I suggest the following focusing questions:
1. What problems are we trying to solve?
(specific scenarios, definition of scope,
possibly requirements)
2. What abstractions model the problem well?
(what objects, operations, functions, ...)
3. How can we realize those abstractions?
Talking about the format while the abstractions are yet to be defined
is silly, except to present examples of how an abstraction might be used.
Is there an archtypical example that motivates the concept of a URC?
I spent several hours yesterday messing with ideas on just what a URC
is, and I can't get any sense of clarity.
I messed with perl scripts to convert rfc-index.txt to something
between BibTeX and SGML, with HTML-style HREF links. But then I
brought it up under Mosaic, and it took to long to display and I
couldn't effectively navigate it. What I needed was WAIS, but with an
SQL front end:
SELECT number, title, author FROM rfc-index-table
WHERE abstract LIKE "whois solo"
ORDER BY date
>The consensus I hear on Question 1 is that a URC is a collection of:
>zero or one URN's, zero or more URL's, and meta data associated with any
>of these.
But until those terms (URN, URL, meta data) are defined in terms of
how they interact with other symbols, this definition is useless.
What are the essential properties of a URN? If you're looking for a
hirearchical namespace with an associated management structure, there
are lots of them: ISO OIDs, ISSNs, ISBNs... if you want one that's
also a distributed computing application, have a look at DNS, DCE Cell
Directory Service, Prospero, X.500 ... if, however, you want to
grandfather all these, then please enumerate the essential properties
that they all have in common that you're so keen after.
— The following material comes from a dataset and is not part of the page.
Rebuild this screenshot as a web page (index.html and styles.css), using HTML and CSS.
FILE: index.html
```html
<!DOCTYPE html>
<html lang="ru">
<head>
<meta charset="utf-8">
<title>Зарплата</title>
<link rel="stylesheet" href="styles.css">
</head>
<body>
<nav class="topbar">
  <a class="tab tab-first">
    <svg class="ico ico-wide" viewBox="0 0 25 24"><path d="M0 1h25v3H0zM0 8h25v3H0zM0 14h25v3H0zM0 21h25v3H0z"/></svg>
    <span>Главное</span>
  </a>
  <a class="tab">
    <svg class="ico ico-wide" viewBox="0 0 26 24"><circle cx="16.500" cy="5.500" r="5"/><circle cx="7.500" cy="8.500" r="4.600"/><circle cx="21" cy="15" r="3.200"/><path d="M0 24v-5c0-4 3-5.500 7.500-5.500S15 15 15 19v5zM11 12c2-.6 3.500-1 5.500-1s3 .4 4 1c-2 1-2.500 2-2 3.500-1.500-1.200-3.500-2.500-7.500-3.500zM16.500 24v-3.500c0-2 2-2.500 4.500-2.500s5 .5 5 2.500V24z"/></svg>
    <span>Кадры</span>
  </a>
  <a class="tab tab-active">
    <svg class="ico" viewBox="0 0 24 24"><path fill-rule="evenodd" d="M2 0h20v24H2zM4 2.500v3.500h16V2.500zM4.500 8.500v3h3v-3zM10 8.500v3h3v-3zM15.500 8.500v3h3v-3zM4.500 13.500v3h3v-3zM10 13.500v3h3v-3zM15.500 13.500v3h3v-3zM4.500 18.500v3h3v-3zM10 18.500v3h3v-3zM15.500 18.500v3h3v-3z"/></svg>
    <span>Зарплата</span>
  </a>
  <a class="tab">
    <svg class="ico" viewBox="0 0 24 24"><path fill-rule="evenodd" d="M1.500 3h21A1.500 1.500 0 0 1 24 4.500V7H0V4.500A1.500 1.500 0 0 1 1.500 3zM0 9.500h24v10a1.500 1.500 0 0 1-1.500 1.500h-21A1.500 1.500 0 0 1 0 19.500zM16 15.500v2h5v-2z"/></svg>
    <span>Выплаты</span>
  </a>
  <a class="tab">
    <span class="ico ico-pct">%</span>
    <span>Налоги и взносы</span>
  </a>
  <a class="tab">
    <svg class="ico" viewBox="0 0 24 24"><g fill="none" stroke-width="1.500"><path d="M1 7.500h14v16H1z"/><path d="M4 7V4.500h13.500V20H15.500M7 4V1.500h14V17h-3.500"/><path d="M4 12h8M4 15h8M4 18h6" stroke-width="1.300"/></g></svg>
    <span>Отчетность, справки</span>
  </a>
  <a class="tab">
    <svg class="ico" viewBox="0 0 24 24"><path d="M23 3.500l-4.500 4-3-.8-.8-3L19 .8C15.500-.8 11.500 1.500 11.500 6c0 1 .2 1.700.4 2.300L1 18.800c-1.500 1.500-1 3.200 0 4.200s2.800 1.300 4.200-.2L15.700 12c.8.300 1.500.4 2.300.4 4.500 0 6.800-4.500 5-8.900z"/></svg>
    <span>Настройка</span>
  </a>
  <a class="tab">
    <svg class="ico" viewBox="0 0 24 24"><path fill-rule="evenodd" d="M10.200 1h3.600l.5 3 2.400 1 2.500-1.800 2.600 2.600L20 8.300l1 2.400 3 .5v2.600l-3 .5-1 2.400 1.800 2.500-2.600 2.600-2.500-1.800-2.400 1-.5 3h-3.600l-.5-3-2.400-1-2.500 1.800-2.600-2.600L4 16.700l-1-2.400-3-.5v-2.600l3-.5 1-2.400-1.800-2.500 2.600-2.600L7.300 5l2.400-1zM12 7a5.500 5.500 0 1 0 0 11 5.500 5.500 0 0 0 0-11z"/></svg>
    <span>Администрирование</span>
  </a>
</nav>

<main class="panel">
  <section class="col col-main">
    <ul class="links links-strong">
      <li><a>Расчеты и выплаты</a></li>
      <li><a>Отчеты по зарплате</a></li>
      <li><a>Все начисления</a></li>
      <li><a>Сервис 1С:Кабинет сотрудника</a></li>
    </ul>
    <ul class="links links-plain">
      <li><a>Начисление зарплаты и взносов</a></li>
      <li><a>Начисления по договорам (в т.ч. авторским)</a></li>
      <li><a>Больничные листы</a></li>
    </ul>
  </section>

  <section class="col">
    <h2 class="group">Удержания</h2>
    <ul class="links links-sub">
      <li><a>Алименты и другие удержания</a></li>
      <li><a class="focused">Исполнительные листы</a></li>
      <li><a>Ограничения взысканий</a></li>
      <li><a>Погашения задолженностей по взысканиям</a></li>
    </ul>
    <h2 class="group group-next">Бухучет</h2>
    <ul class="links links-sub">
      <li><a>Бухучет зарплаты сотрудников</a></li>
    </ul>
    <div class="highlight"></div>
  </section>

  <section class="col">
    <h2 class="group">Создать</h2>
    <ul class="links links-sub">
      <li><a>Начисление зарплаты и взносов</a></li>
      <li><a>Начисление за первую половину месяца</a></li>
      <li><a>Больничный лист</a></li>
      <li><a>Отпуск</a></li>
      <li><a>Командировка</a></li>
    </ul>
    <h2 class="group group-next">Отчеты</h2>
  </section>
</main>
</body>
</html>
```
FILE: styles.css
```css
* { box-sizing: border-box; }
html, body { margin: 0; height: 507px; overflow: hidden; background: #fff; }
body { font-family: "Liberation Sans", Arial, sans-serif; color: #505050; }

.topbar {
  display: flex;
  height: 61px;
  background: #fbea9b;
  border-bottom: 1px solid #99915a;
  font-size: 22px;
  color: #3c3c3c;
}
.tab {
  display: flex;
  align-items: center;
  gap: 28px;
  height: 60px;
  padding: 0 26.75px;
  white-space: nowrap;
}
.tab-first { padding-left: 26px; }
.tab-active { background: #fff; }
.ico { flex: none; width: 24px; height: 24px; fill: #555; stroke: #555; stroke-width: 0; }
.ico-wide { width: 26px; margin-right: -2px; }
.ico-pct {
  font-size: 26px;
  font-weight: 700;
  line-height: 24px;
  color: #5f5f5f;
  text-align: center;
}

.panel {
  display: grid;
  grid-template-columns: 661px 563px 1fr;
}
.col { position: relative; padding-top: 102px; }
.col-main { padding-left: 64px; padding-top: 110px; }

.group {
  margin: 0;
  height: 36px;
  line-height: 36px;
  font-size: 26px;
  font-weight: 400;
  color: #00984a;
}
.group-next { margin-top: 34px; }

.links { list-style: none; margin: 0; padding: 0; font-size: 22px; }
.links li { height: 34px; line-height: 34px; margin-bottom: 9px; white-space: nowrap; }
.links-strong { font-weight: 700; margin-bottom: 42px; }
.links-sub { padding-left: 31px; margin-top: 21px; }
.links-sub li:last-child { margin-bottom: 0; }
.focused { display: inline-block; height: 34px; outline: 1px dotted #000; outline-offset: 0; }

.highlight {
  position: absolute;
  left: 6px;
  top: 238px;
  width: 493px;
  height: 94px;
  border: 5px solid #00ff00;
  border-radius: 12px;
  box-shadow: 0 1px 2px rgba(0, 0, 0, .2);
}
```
And please...
can we leave out the question of how to send them through internet
mail until after we've got a line on some of these larger issues?
[Specifically... what's wrong with the URL/URI concept as deployed in
the WWW application? Just introduce a few new schemes.]
Anyway... My answers:
1. What problems are we trying to solve?
(a) Link reliability, fault tolerance, and maintenance
"I want to rename a file, but I know that
will screw up all the pointers to that file."
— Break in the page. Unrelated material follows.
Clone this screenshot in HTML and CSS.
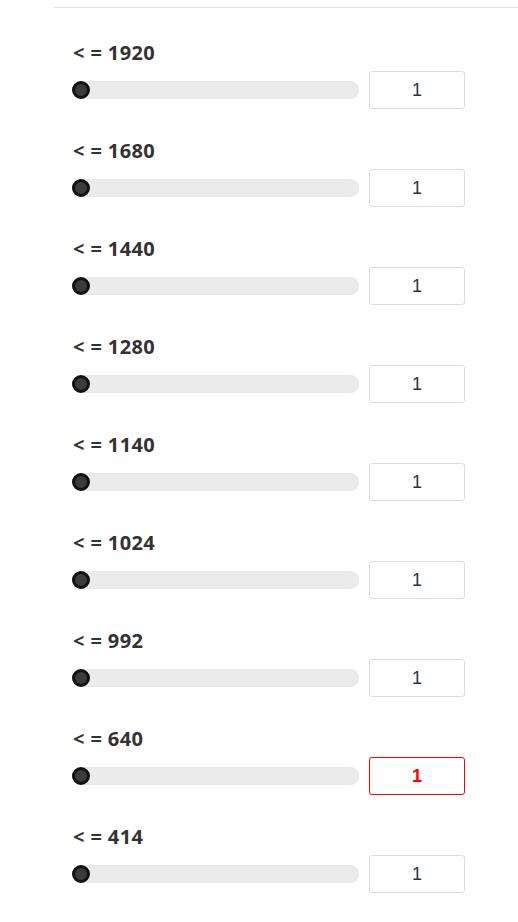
FILE: index.html
```html
<!DOCTYPE html>
<html>
<head>
<meta charset="utf-8">
<link rel="stylesheet" href="styles.css">
</head>
<body>
<div class="panel">
  <div class="row">
    <div class="label">&lt; = 1920</div>
    <div class="controls"><div class="track"><span class="thumb"></span></div><div class="value">1</div></div>
  </div>
  <div class="row">
    <div class="label">&lt; = 1680</div>
    <div class="controls"><div class="track"><span class="thumb"></span></div><div class="value">1</div></div>
  </div>
  <div class="row">
    <div class="label">&lt; = 1440</div>
    <div class="controls"><div class="track"><span class="thumb"></span></div><div class="value">1</div></div>
  </div>
  <div class="row">
    <div class="label">&lt; = 1280</div>
    <div class="controls"><div class="track"><span class="thumb"></span></div><div class="value">1</div></div>
  </div>
  <div class="row">
    <div class="label">&lt; = 1140</div>
    <div class="controls"><div class="track"><span class="thumb"></span></div><div class="value">1</div></div>
  </div>
  <div class="row">
    <div class="label">&lt; = 1024</div>
    <div class="controls"><div class="track"><span class="thumb"></span></div><div class="value">1</div></div>
  </div>
  <div class="row">
    <div class="label">&lt; = 992</div>
    <div class="controls"><div class="track"><span class="thumb"></span></div><div class="value">1</div></div>
  </div>
  <div class="row">
    <div class="label">&lt; = 640</div>
    <div class="controls"><div class="track"><span class="thumb"></span></div><div class="value error">1</div></div>
  </div>
  <div class="row">
    <div class="label">&lt; = 414</div>
    <div class="controls"><div class="track"><span class="thumb"></span></div><div class="value">1</div></div>
  </div>
</div>
</body>
</html>
```

FILE: styles.css
```css
html, body {
  margin: 0;
  padding: 0;
  background: #ffffff;
}

.panel {
  margin: 7px 0 0 54px;
  border-top: 1px solid #e3e3e3;
  padding: 33px 0 0 18px;
  display: flex;
  flex-direction: column;
  gap: 30px;
}

.row {
  display: flex;
  flex-direction: column;
  gap: 6px;
}

.label {
  font-family: "Open Sans", sans-serif;
  font-weight: 700;
  font-size: 20px;
  line-height: 24px;
  letter-spacing: 0.4px;
  color: #333333;
  padding-left: 1px;
}

.controls {
  display: flex;
  align-items: center;
  gap: 10px;
}

.track {
  width: 287px;
  height: 18px;
  border-radius: 9px;
  background: #ebebeb;
  box-shadow: inset 0 0 1px rgba(0, 0, 0, 0.12);
  display: flex;
  align-items: center;
}

.thumb {
  width: 12px;
  height: 12px;
  border-radius: 50%;
  border: 3px solid #111111;
  background: #3b3b3b;
}

.value {
  width: 94px;
  height: 36px;
  border: 1px solid #dcdcdc;
  border-radius: 3px;
  display: flex;
  align-items: center;
  justify-content: center;
  font-family: "Liberation Sans", Arial, sans-serif;
  font-size: 18px;
  color: #2b3440;
}

.value.error {
  border-color: #ff0000;
  color: #ff0000;
  font-weight: 700;
}
```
"I made a link to a big compressed postscript
file on an FTP site, and Joe's browser presented
it to him like it was text"
"I made some comments on the Jan 15 version of the document,
and now the document has changed, and so folks that
read my comments and follow links to the original think
I'm nuts"
"Somebody spoofed DNS and now half the time when I
follow links to info.cern.ch, I get forged info"
(b) Link expressiveness
"I'm reading a document that has a link to RFC822
at an austrailian FTP archive. I've got a copy of
RFC822 right here on my local machine, but my browser
has no way to recognize that it can use the local copy!"
"The file is available in postscript and text form,
but my comments only apply to the postscript version --
how do I make a link to the postscript version?"
(c) Resource Discovery
"What resources are relavent to my task?"
What sites/databases/tools/applications?
What documents in this database?
What section of this document?
"What resources are related to resource X"
"Is there a newer version of this document
out there somewhere?"
(d) Electronic Marketing
"How do I make a publication available to my audience?"
"How do I notify them of changes/updates?"
"How do I collect feedback? (readership statistics?"
(e) Scalable Administration
"Somebody gave me a pointer to this document,
but my client can't get at it. Is it gone? Did it
move? Who do I contact to find out?"
"I've got a bunch of stuff to put online. Who
should I notify?"
"I'm moving a bunch of info from one machine to
another... how do I deal with all the references
to this info?"
"I'm willing to index a bunch of data at my site...
but I don't have the CPU resources to service
thousands of queries from everywhere... how can
we distribute the indexes and search engine resources
like the ARCHIE folks did?"
"How can I establish mirrors sites for this data?"
(e) Security (integrity, secrecy, access control)
"All this sounds great, but I only want to distribute
stuff within my corporation. I'd like to use the
internet, but I don't want any joe out there to
be able to read this stuff."
"How I do allow feedback/annotation without making my
servers vulnerable to attack?"
"How do I keep folks from forging the data I provide?"
2. What abstractions model the problem well?
See * for my thoughts on this
* A Formalism for Internet Information References
$Id: formalism.html,v 1.1 1994/04/25 17:48:29 connolly Exp $
http://www.hal.com/%7Econnolly/drafts/formalism.html
3. How can we realize those abstractions?
HTTP, WHOIS++, SOLO, Prospero, and X.500 are likely candidates,
but without more clarity on questions 1 and 2, I can't seem
to organize my thoughts on how they apply.
Daniel W. Connolly "We believe in the interconnectedness of all things"
Software Engineer, Hal Software Systems, OLIAS project (512) 834-9962 x5010
<connolly@hal.com> http://www.hal.com/%7Econnolly/index.html